##### DATA SHOWN

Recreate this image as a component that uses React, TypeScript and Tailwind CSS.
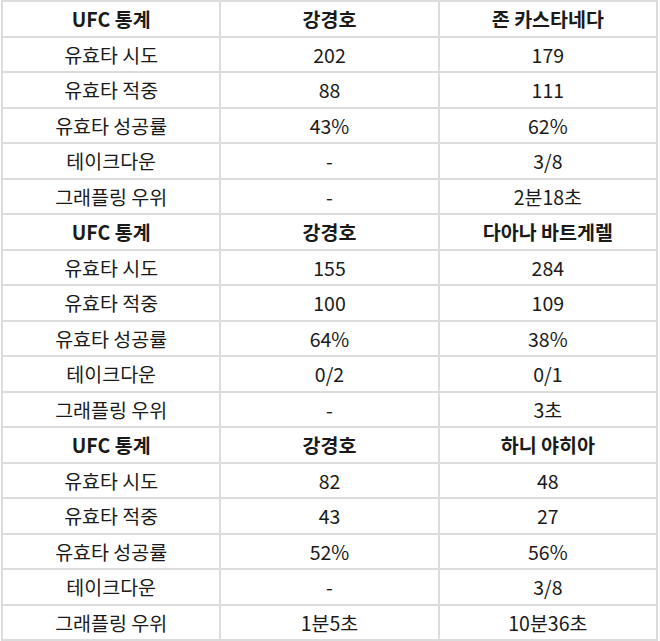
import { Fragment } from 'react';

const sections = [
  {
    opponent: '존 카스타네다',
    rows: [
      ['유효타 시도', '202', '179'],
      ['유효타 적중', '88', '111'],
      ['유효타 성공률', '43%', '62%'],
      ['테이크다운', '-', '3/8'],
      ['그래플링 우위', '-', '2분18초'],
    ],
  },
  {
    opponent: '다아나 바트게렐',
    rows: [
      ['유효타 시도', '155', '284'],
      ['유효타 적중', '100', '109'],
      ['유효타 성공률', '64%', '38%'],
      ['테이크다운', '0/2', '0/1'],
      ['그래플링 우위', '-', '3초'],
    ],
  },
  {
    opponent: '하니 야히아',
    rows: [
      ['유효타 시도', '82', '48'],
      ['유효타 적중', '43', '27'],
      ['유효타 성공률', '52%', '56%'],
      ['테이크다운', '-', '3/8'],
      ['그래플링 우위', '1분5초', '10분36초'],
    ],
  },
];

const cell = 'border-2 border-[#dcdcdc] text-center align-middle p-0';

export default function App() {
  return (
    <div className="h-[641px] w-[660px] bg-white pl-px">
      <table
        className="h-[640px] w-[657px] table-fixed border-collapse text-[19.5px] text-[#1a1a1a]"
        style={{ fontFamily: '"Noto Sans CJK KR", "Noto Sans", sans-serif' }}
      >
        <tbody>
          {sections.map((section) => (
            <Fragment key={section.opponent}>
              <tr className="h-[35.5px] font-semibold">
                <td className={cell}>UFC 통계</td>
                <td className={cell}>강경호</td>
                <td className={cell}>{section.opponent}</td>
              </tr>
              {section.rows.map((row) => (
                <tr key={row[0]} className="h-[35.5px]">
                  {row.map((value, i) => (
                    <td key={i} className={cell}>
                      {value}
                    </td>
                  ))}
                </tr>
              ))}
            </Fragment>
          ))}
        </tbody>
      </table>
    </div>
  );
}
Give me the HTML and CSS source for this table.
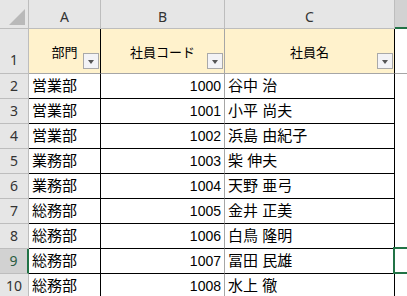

##########

- **SET TASK**: Would you return the data exactly as written, without the pictures?

- **TASK SOLUTION**:
Recreate this image as a component that uses React, TypeScript and Tailwind CSS.
import { Fragment } from 'react';

const sections = [
  {
    opponent: '존 카스타네다',
    rows: [
      ['유효타 시도', '202', '179'],
      ['유효타 적중', '88', '111'],
      ['유효타 성공률', '43%', '62%'],
      ['테이크다운', '-', '3/8'],
      ['그래플링 우위', '-', '2분18초'],
    ],
  },
  {
    opponent: '다아나 바트게렐',
    rows: [
      ['유효타 시도', '155', '284'],
      ['유효타 적중', '100', '109'],
      ['유효타 성공률', '64%', '38%'],
      ['테이크다운', '0/2', '0/1'],
      ['그래플링 우위', '-', '3초'],
    ],
  },
  {
    opponent: '하니 야히아',
    rows: [
      ['유효타 시도', '82', '48'],
      ['유효타 적중', '43', '27'],
      ['유효타 성공률', '52%', '56%'],
      ['테이크다운', '-', '3/8'],
      ['그래플링 우위', '1분5초', '10분36초'],
    ],
  },
];

const cell = 'border-2 border-[#dcdcdc] text-center align-middle p-0';

export default function App() {
  return (
    <div className="h-[641px] w-[660px] bg-white pl-px">
      <table
        className="h-[640px] w-[657px] table-fixed border-collapse text-[19.5px] text-[#1a1a1a]"
        style={{ fontFamily: '"Noto Sans CJK KR", "Noto Sans", sans-serif' }}
      >
        <tbody>
          {sections.map((section) => (
            <Fragment key={section.opponent}>
              <tr className="h-[35.5px] font-semibold">
                <td className={cell}>UFC 통계</td>
                <td className={cell}>강경호</td>
                <td className={cell}>{section.opponent}</td>
              </tr>
              {section.rows.map((row) => (
                <tr key={row[0]} className="h-[35.5px]">
                  {row.map((value, i) => (
                    <td key={i} className={cell}>
                      {value}
                    </td>
                  ))}
                </tr>
              ))}
            </Fragment>
          ))}
        </tbody>
      </table>
    </div>
  );
}
Give me the HTML and CSS source for this table.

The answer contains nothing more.